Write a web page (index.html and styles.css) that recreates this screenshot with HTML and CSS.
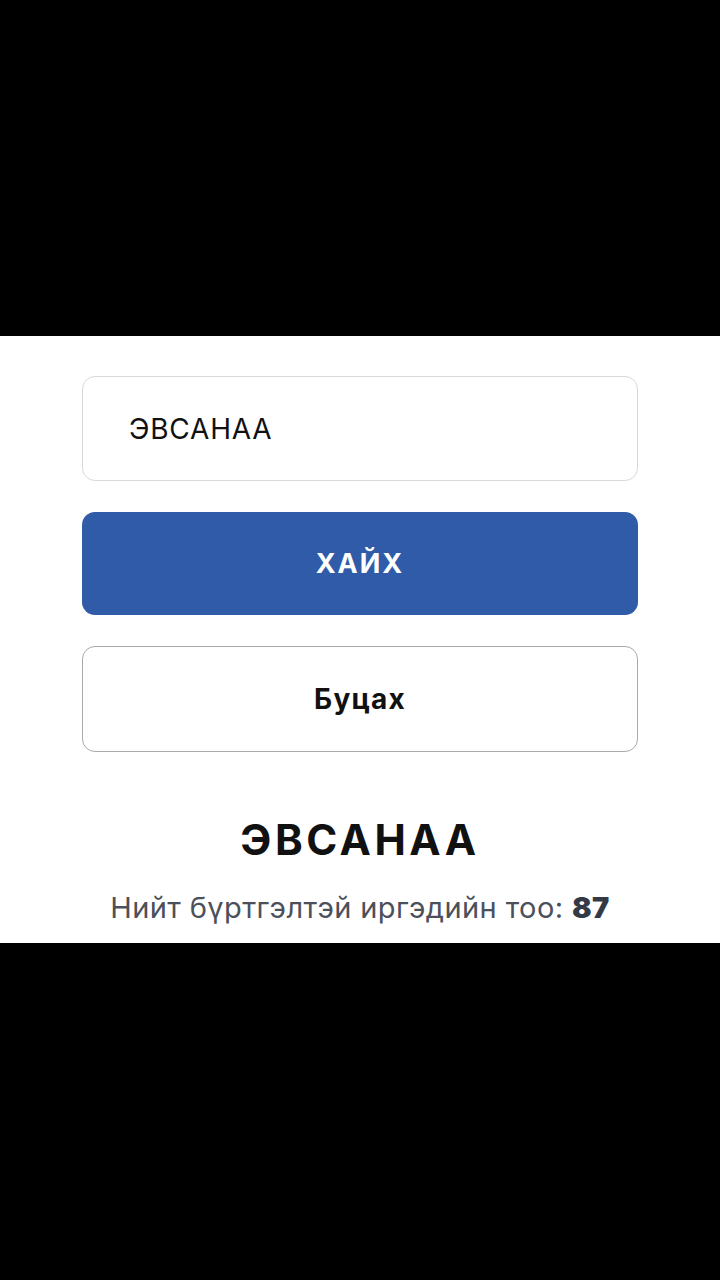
FILE: index.html
```html
<!DOCTYPE html>
<html lang="mn">
<head>
<meta charset="utf-8">
<link rel="stylesheet" href="styles.css">
</head>
<body>
<div class="screen">
  <div class="band"></div>
  <main class="panel">
    <div class="field">ЭВСАНАА</div>
    <button class="btn btn-primary">ХАЙХ</button>
    <button class="btn btn-outline">Буцах</button>
    <h1 class="title">ЭВСАНАА</h1>
    <p class="stats">Нийт бүртгэлтэй иргэдийн тоо: <b>87</b></p>
  </main>
  <div class="band band-bottom"></div>
</div>
</body>
</html>
```
FILE: styles.css
```css
html, body {
  margin: 0;
  padding: 0;
  background: #000;
  font-family: Inter, Roboto, "Noto Sans", sans-serif;
}
.screen {
  width: 720px;
  height: 1280px;
  display: flex;
  flex-direction: column;
}
.band {
  height: 336px;
  background: #000;
}
.band-bottom {
  flex: 1;
}
.panel {
  background: #fff;
  height: 607px;
  box-sizing: border-box;
  padding: 40px 82px 0;
  display: flex;
  flex-direction: column;
}
.field {
  height: 105px;
  box-sizing: border-box;
  border: 1.5px solid #d9d9d9;
  border-radius: 13px;
  padding-left: 46px;
  display: flex;
  align-items: center;
  font-size: 28px;
  letter-spacing: 0.8px;
  color: #111;
}
.btn {
  font-family: Inter, Roboto, "Noto Sans", sans-serif;
  height: 103px;
  border-radius: 13px;
  font-weight: 700;
  font-size: 27px;
  cursor: pointer;
}
.btn-primary {
  margin-top: 31px;
  background: #2f5ba8;
  border: none;
  color: #fff;
  letter-spacing: 2px;
}
.btn-outline {
  margin-top: 31px;
  height: 106px;
  background: #fff;
  border: 1.5px solid #a9a9b0;
  color: #111;
  font-size: 28px;
  letter-spacing: 1.2px;
}
.title {
  margin: 62px 0 0;
  text-align: center;
  font-size: 42px;
  font-weight: 700;
  letter-spacing: 3.5px;
  color: #111;
  line-height: 52px;
}
.stats {
  margin: 24px 0 0;
  text-align: center;
  font-size: 29px;
  letter-spacing: 0.4px;
  color: #4b505b;
}
.stats b {
  color: #333a46;
  font-weight: 900;
}
```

--------

§ INSTRUCTION
Omit the pictures and output all of the other material exactly.

§ FINAL RESULT
Write a web page (index.html and styles.css) that recreates this screenshot with HTML and CSS.
FILE: index.html
```html
<!DOCTYPE html>
<html lang="mn">
<head>
<meta charset="utf-8">
<link rel="stylesheet" href="styles.css">
</head>
<body>
<div class="screen">
  <div class="band"></div>
  <main class="panel">
    <div class="field">ЭВСАНАА</div>
    <button class="btn btn-primary">ХАЙХ</button>
    <button class="btn btn-outline">Буцах</button>
    <h1 class="title">ЭВСАНАА</h1>
    <p class="stats">Нийт бүртгэлтэй иргэдийн тоо: <b>87</b></p>
  </main>
  <div class="band band-bottom"></div>
</div>
</body>
</html>
```
FILE: styles.css
```css
html, body {
  margin: 0;
  padding: 0;
  background: #000;
  font-family: Inter, Roboto, "Noto Sans", sans-serif;
}
.screen {
  width: 720px;
  height: 1280px;
  display: flex;
  flex-direction: column;
}
.band {
  height: 336px;
  background: #000;
}
.band-bottom {
  flex: 1;
}
.panel {
  background: #fff;
  height: 607px;
  box-sizing: border-box;
  padding: 40px 82px 0;
  display: flex;
  flex-direction: column;
}
.field {
  height: 105px;
  box-sizing: border-box;
  border: 1.5px solid #d9d9d9;
  border-radius: 13px;
  padding-left: 46px;
  display: flex;
  align-items: center;
  font-size: 28px;
  letter-spacing: 0.8px;
  color: #111;
}
.btn {
  font-family: Inter, Roboto, "Noto Sans", sans-serif;
  height: 103px;
  border-radius: 13px;
  font-weight: 700;
  font-size: 27px;
  cursor: pointer;
}
.btn-primary {
  margin-top: 31px;
  background: #2f5ba8;
  border: none;
  color: #fff;
  letter-spacing: 2px;
}
.btn-outline {
  margin-top: 31px;
  height: 106px;
  background: #fff;
  border: 1.5px solid #a9a9b0;
  color: #111;
  font-size: 28px;
  letter-spacing: 1.2px;
}
.title {
  margin: 62px 0 0;
  text-align: center;
  font-size: 42px;
  font-weight: 700;
  letter-spacing: 3.5px;
  color: #111;
  line-height: 52px;
}
.stats {
  margin: 24px 0 0;
  text-align: center;
  font-size: 29px;
  letter-spacing: 0.4px;
  color: #4b505b;
}
.stats b {
  color: #333a46;
  font-weight: 900;
}
```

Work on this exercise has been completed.